/// Tempor(e)ality
In her lecture-performance, Azade Shahmiri examines the historically imagined representation of the West and at the same time reflects on the position of an Iranian performer on a European theatre stage today. Shahmiri’s notion of whiteness goes back to her study of Iranian plays and how the West is represented in them. Since theatre as an art form arrived in Iran in the 19th century, it has been a progressive tool in the hands of playwrights, pioneers in times of enlightenment and socio-political change. As a new means of communication, plays quickly became a medium that described the present and testified to the past. It is fascinating how this Western phenomenon of theatre became a modern means of portraying, praising and also criticizing the West. Plays began to construct the West and create an imagined reality of it. As it was for the first generation of Iranian playwrights, theatre today is still a place where the unbearable reality of today can be reimagined – remembered, re-read and re-performed without nostalgia for the past.

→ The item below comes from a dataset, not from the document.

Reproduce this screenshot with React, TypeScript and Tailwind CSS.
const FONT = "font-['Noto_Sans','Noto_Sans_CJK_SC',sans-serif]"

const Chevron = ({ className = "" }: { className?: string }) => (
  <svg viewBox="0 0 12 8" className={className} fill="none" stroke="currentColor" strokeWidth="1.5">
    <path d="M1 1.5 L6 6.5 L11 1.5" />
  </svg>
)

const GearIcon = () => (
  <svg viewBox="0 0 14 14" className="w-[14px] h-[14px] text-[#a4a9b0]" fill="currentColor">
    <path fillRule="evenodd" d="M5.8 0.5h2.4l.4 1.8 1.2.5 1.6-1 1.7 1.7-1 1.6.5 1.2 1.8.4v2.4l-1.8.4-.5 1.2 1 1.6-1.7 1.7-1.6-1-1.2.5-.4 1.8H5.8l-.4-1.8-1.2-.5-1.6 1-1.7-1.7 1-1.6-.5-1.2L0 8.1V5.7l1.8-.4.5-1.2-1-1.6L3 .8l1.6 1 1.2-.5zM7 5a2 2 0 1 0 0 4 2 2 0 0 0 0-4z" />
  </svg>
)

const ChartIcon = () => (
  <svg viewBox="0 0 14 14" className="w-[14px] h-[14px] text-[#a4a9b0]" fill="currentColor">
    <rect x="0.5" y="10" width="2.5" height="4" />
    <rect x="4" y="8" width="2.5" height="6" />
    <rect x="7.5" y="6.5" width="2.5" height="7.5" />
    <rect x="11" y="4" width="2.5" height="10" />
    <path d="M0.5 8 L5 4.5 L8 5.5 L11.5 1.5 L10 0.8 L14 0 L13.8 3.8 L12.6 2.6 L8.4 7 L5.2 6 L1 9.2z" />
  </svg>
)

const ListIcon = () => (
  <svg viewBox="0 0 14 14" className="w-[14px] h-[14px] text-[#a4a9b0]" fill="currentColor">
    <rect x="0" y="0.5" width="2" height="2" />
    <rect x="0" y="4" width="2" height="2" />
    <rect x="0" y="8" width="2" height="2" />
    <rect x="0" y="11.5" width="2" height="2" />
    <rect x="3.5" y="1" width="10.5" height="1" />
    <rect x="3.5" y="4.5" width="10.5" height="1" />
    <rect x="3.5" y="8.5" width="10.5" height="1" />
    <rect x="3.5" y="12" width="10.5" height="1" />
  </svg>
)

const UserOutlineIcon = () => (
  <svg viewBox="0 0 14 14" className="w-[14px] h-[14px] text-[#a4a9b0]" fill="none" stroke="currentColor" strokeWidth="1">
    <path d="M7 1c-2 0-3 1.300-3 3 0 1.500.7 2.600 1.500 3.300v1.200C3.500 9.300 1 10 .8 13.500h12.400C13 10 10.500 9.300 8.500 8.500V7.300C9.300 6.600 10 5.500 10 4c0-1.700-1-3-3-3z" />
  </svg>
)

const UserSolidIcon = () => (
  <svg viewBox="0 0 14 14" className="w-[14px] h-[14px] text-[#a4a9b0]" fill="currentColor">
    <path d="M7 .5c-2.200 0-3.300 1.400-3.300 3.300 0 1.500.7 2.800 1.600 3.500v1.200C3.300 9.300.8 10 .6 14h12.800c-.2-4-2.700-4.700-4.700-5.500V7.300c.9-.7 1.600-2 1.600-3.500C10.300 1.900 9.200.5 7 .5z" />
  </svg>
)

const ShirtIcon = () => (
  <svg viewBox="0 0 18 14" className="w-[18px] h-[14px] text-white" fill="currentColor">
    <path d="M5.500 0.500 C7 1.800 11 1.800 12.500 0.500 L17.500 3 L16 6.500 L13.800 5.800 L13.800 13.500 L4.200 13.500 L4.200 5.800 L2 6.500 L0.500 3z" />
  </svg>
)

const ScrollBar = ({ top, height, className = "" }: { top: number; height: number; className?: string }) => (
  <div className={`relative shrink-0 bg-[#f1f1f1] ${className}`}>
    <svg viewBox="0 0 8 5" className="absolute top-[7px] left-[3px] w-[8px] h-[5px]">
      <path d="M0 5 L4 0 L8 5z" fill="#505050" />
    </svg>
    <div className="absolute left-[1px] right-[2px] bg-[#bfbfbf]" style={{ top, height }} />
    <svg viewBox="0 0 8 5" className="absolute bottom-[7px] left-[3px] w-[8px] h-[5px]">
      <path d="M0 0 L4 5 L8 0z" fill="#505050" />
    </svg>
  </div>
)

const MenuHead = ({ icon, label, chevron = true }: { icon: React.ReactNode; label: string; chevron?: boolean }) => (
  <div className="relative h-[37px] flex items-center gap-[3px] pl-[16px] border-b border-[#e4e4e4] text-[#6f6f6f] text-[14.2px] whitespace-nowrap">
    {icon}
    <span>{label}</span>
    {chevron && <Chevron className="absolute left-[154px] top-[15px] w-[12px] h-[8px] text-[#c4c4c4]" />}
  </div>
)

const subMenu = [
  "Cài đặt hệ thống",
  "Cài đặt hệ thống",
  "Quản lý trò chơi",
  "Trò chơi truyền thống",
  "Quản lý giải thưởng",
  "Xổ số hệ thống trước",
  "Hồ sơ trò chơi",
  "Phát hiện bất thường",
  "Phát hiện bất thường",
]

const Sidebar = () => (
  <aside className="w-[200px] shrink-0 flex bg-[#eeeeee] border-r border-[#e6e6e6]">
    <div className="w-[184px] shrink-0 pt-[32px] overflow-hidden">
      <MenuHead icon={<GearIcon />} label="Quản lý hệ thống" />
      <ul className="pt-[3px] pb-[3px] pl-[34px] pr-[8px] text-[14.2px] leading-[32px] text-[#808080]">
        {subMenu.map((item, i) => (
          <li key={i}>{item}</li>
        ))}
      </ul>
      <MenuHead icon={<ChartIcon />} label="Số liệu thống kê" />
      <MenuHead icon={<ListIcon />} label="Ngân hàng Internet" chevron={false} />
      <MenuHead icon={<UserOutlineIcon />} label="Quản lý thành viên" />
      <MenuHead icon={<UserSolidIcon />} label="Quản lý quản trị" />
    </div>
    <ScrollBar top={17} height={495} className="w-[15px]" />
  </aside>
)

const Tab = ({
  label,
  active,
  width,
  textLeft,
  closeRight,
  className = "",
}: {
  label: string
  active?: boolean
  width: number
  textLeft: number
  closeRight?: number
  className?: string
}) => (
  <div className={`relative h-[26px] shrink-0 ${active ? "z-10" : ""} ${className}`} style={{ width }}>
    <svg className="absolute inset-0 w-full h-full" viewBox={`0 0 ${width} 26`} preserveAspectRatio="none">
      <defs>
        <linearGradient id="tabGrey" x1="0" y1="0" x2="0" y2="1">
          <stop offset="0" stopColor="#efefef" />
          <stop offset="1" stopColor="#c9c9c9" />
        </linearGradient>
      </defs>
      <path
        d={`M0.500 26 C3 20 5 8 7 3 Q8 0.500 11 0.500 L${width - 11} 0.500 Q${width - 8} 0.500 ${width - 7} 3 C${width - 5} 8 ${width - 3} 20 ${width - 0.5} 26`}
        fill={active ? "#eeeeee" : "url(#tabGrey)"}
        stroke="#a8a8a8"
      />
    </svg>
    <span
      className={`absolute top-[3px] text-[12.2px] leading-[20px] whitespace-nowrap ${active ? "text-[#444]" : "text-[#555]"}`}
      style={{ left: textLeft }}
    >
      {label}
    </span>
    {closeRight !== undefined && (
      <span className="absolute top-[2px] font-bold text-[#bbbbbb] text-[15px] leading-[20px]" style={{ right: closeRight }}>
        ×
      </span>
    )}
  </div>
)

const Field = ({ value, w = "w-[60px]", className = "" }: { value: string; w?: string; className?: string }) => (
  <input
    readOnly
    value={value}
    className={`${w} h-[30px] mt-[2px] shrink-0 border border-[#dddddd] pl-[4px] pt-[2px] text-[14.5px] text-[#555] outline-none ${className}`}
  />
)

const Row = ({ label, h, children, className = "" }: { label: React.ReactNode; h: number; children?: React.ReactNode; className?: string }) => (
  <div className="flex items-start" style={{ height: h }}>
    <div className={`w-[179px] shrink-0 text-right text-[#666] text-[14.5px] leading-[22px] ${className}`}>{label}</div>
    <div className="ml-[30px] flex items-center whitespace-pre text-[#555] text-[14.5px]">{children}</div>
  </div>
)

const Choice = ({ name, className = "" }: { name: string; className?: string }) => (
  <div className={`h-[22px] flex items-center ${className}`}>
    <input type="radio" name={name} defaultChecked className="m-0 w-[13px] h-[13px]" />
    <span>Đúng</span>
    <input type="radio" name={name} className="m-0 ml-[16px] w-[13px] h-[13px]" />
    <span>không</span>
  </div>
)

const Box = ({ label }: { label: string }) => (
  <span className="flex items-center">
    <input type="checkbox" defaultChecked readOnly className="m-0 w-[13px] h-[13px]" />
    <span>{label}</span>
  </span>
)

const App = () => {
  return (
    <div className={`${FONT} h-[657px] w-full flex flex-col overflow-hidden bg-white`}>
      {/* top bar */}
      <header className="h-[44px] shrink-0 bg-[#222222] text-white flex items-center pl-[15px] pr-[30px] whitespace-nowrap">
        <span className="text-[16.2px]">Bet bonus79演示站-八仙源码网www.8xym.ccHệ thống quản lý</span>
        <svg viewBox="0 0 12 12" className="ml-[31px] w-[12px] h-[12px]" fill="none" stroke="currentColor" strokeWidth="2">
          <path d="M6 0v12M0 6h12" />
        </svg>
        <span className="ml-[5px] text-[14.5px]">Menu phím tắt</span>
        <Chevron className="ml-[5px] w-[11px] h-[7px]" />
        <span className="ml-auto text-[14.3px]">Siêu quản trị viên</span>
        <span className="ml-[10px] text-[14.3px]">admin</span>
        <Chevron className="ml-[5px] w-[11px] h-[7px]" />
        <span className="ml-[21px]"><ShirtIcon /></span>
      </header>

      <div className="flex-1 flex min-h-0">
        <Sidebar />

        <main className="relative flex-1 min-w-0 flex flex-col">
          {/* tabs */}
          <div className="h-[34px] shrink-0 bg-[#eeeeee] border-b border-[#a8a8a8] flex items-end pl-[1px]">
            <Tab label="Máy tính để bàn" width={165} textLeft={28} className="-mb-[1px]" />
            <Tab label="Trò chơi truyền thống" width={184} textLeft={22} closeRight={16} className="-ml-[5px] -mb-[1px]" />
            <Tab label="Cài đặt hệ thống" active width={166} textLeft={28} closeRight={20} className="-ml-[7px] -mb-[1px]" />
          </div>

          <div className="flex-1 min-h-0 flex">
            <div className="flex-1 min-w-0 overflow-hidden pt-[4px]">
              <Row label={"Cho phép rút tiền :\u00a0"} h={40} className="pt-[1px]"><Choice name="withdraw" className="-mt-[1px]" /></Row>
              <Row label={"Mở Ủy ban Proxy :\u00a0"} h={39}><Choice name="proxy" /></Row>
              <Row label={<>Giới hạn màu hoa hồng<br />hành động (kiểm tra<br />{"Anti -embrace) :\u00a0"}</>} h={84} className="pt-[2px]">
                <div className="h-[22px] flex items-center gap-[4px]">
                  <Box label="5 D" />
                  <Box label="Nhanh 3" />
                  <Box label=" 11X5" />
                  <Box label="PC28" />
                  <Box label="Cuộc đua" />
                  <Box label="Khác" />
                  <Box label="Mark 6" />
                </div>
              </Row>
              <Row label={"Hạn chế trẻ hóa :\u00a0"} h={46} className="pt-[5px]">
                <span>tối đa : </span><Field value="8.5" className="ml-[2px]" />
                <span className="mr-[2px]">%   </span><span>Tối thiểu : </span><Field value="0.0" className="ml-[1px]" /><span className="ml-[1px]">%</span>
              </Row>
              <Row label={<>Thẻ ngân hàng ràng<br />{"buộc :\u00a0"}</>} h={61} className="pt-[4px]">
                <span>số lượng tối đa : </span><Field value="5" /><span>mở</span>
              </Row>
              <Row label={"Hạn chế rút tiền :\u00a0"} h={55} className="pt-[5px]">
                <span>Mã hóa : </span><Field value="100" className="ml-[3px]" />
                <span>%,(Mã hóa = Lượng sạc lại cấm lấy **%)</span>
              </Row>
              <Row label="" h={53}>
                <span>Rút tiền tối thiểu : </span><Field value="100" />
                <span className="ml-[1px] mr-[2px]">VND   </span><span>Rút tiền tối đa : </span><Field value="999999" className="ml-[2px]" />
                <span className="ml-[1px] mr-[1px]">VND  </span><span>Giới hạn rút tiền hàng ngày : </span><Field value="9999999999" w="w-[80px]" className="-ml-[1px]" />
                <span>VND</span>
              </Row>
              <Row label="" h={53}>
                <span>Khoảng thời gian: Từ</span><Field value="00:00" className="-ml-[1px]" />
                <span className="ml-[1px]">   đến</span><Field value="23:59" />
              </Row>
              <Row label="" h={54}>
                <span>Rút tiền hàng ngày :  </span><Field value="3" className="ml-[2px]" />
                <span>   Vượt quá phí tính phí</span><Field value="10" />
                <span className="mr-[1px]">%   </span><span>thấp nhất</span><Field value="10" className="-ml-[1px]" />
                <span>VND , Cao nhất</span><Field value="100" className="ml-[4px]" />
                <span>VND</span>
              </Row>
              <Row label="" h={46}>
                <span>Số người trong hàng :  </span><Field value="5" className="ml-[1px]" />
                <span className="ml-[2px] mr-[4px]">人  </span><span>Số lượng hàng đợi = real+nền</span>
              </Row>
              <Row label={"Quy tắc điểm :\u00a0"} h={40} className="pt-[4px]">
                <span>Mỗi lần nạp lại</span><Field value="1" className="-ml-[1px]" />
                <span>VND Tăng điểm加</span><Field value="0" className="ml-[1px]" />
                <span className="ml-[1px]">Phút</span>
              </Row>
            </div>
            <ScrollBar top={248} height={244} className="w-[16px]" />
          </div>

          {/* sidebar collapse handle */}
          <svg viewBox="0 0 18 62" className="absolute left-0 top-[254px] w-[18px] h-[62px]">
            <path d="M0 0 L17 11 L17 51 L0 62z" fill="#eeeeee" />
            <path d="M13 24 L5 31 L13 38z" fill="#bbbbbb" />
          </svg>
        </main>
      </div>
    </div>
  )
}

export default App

CONCEPT, TEXT, PERFORMANCE Azade Shahmiri DRAMATURGICAL CONSULTATION, OUTSIDE EYE Isar Aboumahboub LIGHT DESIGN Saba Kasmaei TECHNICAL OPERATOR Nazanin Mehraein VISUAL ADVISOR, IMAGE Leila Ahmadi Abadeh TRANSLATION Bahar Ahmadi Fard
AZADE SHAHMIRI “In recent years I have worked with various international festivals, theatres and organizations in Europe, the UK and Asia. I also have experience with funds, grants and commissions. For me, White Money is an opportunity to learn more about the unknown structures I have worked with. My experience as an artist from Iran, working and living outside Europe, can be useful to look at the problematics from another side. Also, the concepts of Othering and Exoticism have been two of my critical burning issues for as long as I can remember. What interests me about White Money is the effort to bring to the table the fundamental question of funding structures and the economics of intercultural performing arts. Another interesting point of this project is creating an alternative and building a network to keep the conversation going. I believe in uncomfortable dialogues.”

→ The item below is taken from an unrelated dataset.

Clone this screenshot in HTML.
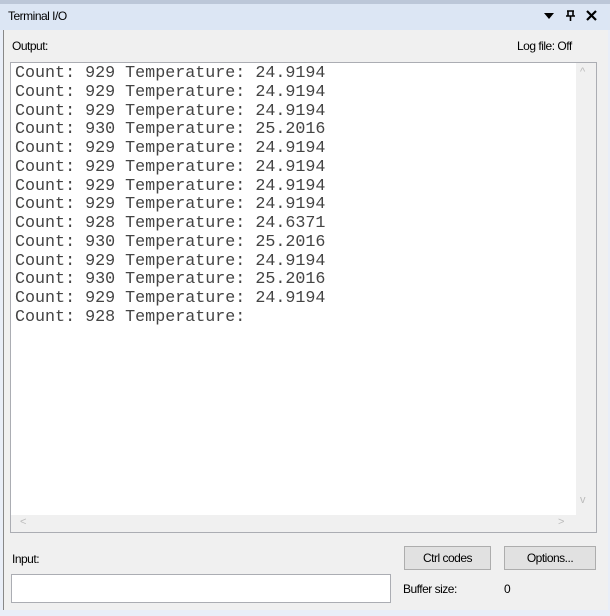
<!DOCTYPE html><html><head><style>
body{margin:0;width:610px;height:616px;background:#e9eef8;position:relative;overflow:hidden;font-family:"Liberation Sans",sans-serif;font-size:12px;color:#000}
.a{position:absolute}
.t{letter-spacing:-0.5px}
pre{margin:0;font-family:"Liberation Mono",monospace;font-size:16.7px;line-height:18.77px;color:#444}
.btn{background:#e1e1e1;border:1px solid #adadad;text-align:center;line-height:22px;box-sizing:border-box}
</style></head><body>
<div class="a" style="left:0;top:0;width:610px;height:4px;background:#bcc7d8"></div>
<div class="a" style="left:0;top:4px;width:610px;height:26px;background:#dce6f4"></div>
<div class="a t" style="left:8px;top:9px">Terminal I/O</div>
<svg class="a" style="left:540px;top:8px" width="66" height="14" viewBox="0 0 66 14">
<path d="M4 5 L14 5 L9 11 Z" fill="#000"/>
<path d="M28 3 L28 8 M33 3 L33 8 M26 8 L35 8 M27 3 L34 3 M30.5 8 L30.5 13" stroke="#000" stroke-width="1.6" fill="none"/>
<path d="M47 3 L56 12 M56 3 L47 12" stroke="#000" stroke-width="2.2"/>
</svg>
<div class="a" style="left:3px;top:30px;width:604px;height:580px;background:#f0f0f0;border-left:1px solid #888"></div>
<div class="a t" style="left:12px;top:39px">Output:</div>
<div class="a t" style="left:517px;top:39px">Log file: Off</div>
<div class="a" style="left:10px;top:62px;width:587px;height:471px;background:#fff;border:1px solid #abadb3;box-sizing:border-box"></div>
<div class="a" style="left:576px;top:63px;width:20px;height:452px;background:#f0f0f0"></div>
<div class="a" style="left:11px;top:515px;width:585px;height:17px;background:#f0f0f0"></div>
<div class="a" style="left:580px;top:66px;color:#bbb;font-size:11px">^</div>
<div class="a" style="left:580px;top:494px;color:#bbb;font-size:11px">v</div>
<div class="a" style="left:20px;top:516px;color:#bbb;font-size:11px">&lt;</div>
<div class="a" style="left:558px;top:516px;color:#bbb;font-size:11px">&gt;</div>
<pre class="a" style="left:15px;top:65px">Count: 929 Temperature: 24.9194
Count: 929 Temperature: 24.9194
Count: 929 Temperature: 24.9194
Count: 930 Temperature: 25.2016
Count: 929 Temperature: 24.9194
Count: 929 Temperature: 24.9194
Count: 929 Temperature: 24.9194
Count: 929 Temperature: 24.9194
Count: 928 Temperature: 24.6371
Count: 930 Temperature: 25.2016
Count: 929 Temperature: 24.9194
Count: 930 Temperature: 25.2016
Count: 929 Temperature: 24.9194
Count: 928 Temperature:</pre>
<div class="a t" style="left:12px;top:552px">Input:</div>
<div class="a btn t" style="left:404px;top:546px;width:87px;height:24px">Ctrl codes</div>
<div class="a btn t" style="left:504px;top:546px;width:92px;height:24px">Options...</div>
<div class="a" style="left:11px;top:574px;width:380px;height:29px;background:#fff;border:1px solid #abadb3;box-sizing:border-box"></div>
<div class="a t" style="left:403px;top:582px">Buffer size:</div>
<div class="a" style="left:504px;top:582px">0</div>
</body></html>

AZADE SHAHMIRI (director, writer and performer, Tehran/Iran) holds a BA and MA in Theatre Studies from Tehran University. Her book Postcolonial Theory and Criticism was published in 2010. She works on solo performances and collective projects. Her works Damascus and Voicelessness were shown at the Zürcher Theaterspektakel and Kunstenfestivaldesarts Brussels. Azade was artist-in-residence at Theaterformen Hannover 2011, and she was also on the juries of Theaterspektakel 2012 and at the Asian Arts Festival in South Korea. Her latest work Quasi premiered at the Wiener Festwochen 2021.